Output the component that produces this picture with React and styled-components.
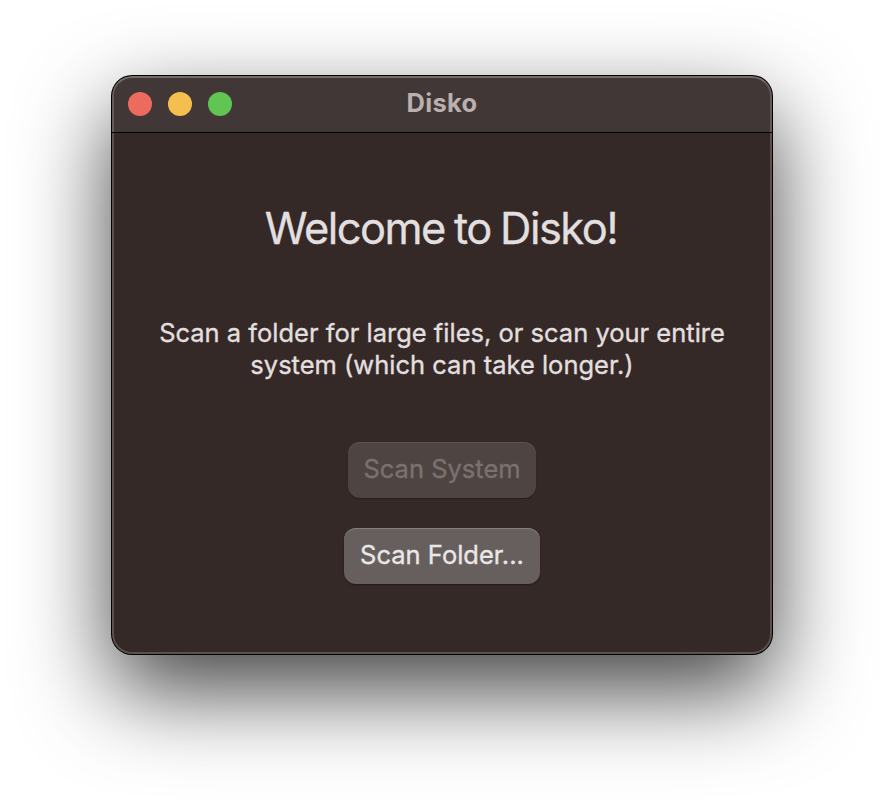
import React from 'react';
import styled, { createGlobalStyle } from 'styled-components';

const GlobalStyle = createGlobalStyle`
  * { box-sizing: border-box; }
  body { margin: 0; background: #fff; overflow: hidden; }
`;

const Desktop = styled.main`
  height: 802px;
  width: 884px;
  padding: 76px 112px 0;
  overflow: hidden;
  background: #fff;
  font-family: Inter, sans-serif;
`;

const Window = styled.section`
  display: flex;
  flex-direction: column;
  width: 660px;
  height: 578px;
  border-radius: 20px;
  background: #352927;
  overflow: hidden;
  box-shadow: 0 0 0 1px #000, 0 36px 90px rgba(0, 0, 0, 0.75);
`;

const TitleBar = styled.header`
  display: grid;
  grid-template-columns: 1fr auto 1fr;
  align-items: center;
  height: 56px;
  padding: 0 14px 2px;
  background: #403736;
  border: 2px solid #635a59;
  border-top-color: #746c6b;
  border-bottom: 0;
  border-radius: 20px 20px 0 0;
`;

const Divider = styled.div`
  height: 1px;
  background: #000;
`;

const Lights = styled.div`
  display: flex;
  gap: 16px;
`;

const Light = styled.span`
  width: 24px;
  height: 24px;
  border-radius: 50%;
  background: ${({ $color }) => $color};
`;

const Title = styled.div`
  padding-bottom: 2px;
  font-size: 25.5px;
  font-weight: 700;
  line-height: 30px;
  letter-spacing: 0.3px;
  color: #b9b0af;
`;

const Content = styled.div`
  flex: 1;
  display: flex;
  flex-direction: column;
  align-items: center;
  padding-top: 67px;
  border: 2px solid #5d514f;
  border-top: 0;
  border-radius: 0 0 20px 20px;
  color: #e1dfdf;
  text-align: center;
`;

const Heading = styled.h1`
  margin: 0;
  padding-right: 2px;
  font-size: 43.5px;
  font-weight: 400;
  line-height: 56px;
  letter-spacing: -1.55px;
  word-spacing: -1.5px;
  white-space: nowrap;
  -webkit-text-stroke: 0.3px currentColor;
`;

const Description = styled.p`
  margin: 61px 0;
  font-size: 25.5px;
  font-weight: 400;
  line-height: 32px;
  white-space: nowrap;
  -webkit-text-stroke: 0.35px currentColor;
`;

const Line = styled.span`
  display: block;
`;

const Button = styled.button`
  width: ${({ $width }) => $width};
  height: 56px;
  padding: 0 0 2px;
  margin-bottom: 30px;
  border: 0;
  border-radius: 12px;
  background: #675f5d;
  color: #e9e7e7;
  font: 400 25.5px/32px Inter, sans-serif;
  -webkit-text-stroke: 0.35px currentColor;
  white-space: nowrap;
  box-shadow: inset 0 1px #847d7c, 0 1px 2px rgba(0, 0, 0, 0.4);
  &:disabled {
    background: #4e4442;
    color: #7b7170;
    box-shadow: inset 0 1px #5b5150, 0 1px 1px rgba(0, 0, 0, 0.3);
  }
`;

export default function App() {
  return (
    <>
      <GlobalStyle />
      <Desktop>
        <Window>
          <TitleBar>
            <Lights>
              <Light $color="#ed6a5e" />
              <Light $color="#f5bf4f" />
              <Light $color="#61c554" />
            </Lights>
            <Title>Disko</Title>
          </TitleBar>
          <Divider />
          <Content>
            <Heading>Welcome to Disko!</Heading>
            <Description>
              <Line>Scan a folder for large files, or scan your entire</Line>
              <Line>system (which can take longer.)</Line>
            </Description>
            <Button $width="188px" disabled>Scan System</Button>
            <Button $width="196px">Scan Folder...</Button>
          </Content>
        </Window>
      </Desktop>
    </>
  );
}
......
__TO DO__. Print the whole listing above once more, word for word, without its pictures.

__TASK RESULT__.
Output the component that produces this picture with React and styled-components.
import React from 'react';
import styled, { createGlobalStyle } from 'styled-components';

const GlobalStyle = createGlobalStyle`
  * { box-sizing: border-box; }
  body { margin: 0; background: #fff; overflow: hidden; }
`;

const Desktop = styled.main`
  height: 802px;
  width: 884px;
  padding: 76px 112px 0;
  overflow: hidden;
  background: #fff;
  font-family: Inter, sans-serif;
`;

const Window = styled.section`
  display: flex;
  flex-direction: column;
  width: 660px;
  height: 578px;
  border-radius: 20px;
  background: #352927;
  overflow: hidden;
  box-shadow: 0 0 0 1px #000, 0 36px 90px rgba(0, 0, 0, 0.75);
`;

const TitleBar = styled.header`
  display: grid;
  grid-template-columns: 1fr auto 1fr;
  align-items: center;
  height: 56px;
  padding: 0 14px 2px;
  background: #403736;
  border: 2px solid #635a59;
  border-top-color: #746c6b;
  border-bottom: 0;
  border-radius: 20px 20px 0 0;
`;

const Divider = styled.div`
  height: 1px;
  background: #000;
`;

const Lights = styled.div`
  display: flex;
  gap: 16px;
`;

const Light = styled.span`
  width: 24px;
  height: 24px;
  border-radius: 50%;
  background: ${({ $color }) => $color};
`;

const Title = styled.div`
  padding-bottom: 2px;
  font-size: 25.5px;
  font-weight: 700;
  line-height: 30px;
  letter-spacing: 0.3px;
  color: #b9b0af;
`;

const Content = styled.div`
  flex: 1;
  display: flex;
  flex-direction: column;
  align-items: center;
  padding-top: 67px;
  border: 2px solid #5d514f;
  border-top: 0;
  border-radius: 0 0 20px 20px;
  color: #e1dfdf;
  text-align: center;
`;

const Heading = styled.h1`
  margin: 0;
  padding-right: 2px;
  font-size: 43.5px;
  font-weight: 400;
  line-height: 56px;
  letter-spacing: -1.55px;
  word-spacing: -1.5px;
  white-space: nowrap;
  -webkit-text-stroke: 0.3px currentColor;
`;

const Description = styled.p`
  margin: 61px 0;
  font-size: 25.5px;
  font-weight: 400;
  line-height: 32px;
  white-space: nowrap;
  -webkit-text-stroke: 0.35px currentColor;
`;

const Line = styled.span`
  display: block;
`;

const Button = styled.button`
  width: ${({ $width }) => $width};
  height: 56px;
  padding: 0 0 2px;
  margin-bottom: 30px;
  border: 0;
  border-radius: 12px;
  background: #675f5d;
  color: #e9e7e7;
  font: 400 25.5px/32px Inter, sans-serif;
  -webkit-text-stroke: 0.35px currentColor;
  white-space: nowrap;
  box-shadow: inset 0 1px #847d7c, 0 1px 2px rgba(0, 0, 0, 0.4);
  &:disabled {
    background: #4e4442;
    color: #7b7170;
    box-shadow: inset 0 1px #5b5150, 0 1px 1px rgba(0, 0, 0, 0.3);
  }
`;

export default function App() {
  return (
    <>
      <GlobalStyle />
      <Desktop>
        <Window>
          <TitleBar>
            <Lights>
              <Light $color="#ed6a5e" />
              <Light $color="#f5bf4f" />
              <Light $color="#61c554" />
            </Lights>
            <Title>Disko</Title>
          </TitleBar>
          <Divider />
          <Content>
            <Heading>Welcome to Disko!</Heading>
            <Description>
              <Line>Scan a folder for large files, or scan your entire</Line>
              <Line>system (which can take longer.)</Line>
            </Description>
            <Button $width="188px" disabled>Scan System</Button>
            <Button $width="196px">Scan Folder...</Button>
          </Content>
        </Window>
      </Desktop>
    </>
  );
}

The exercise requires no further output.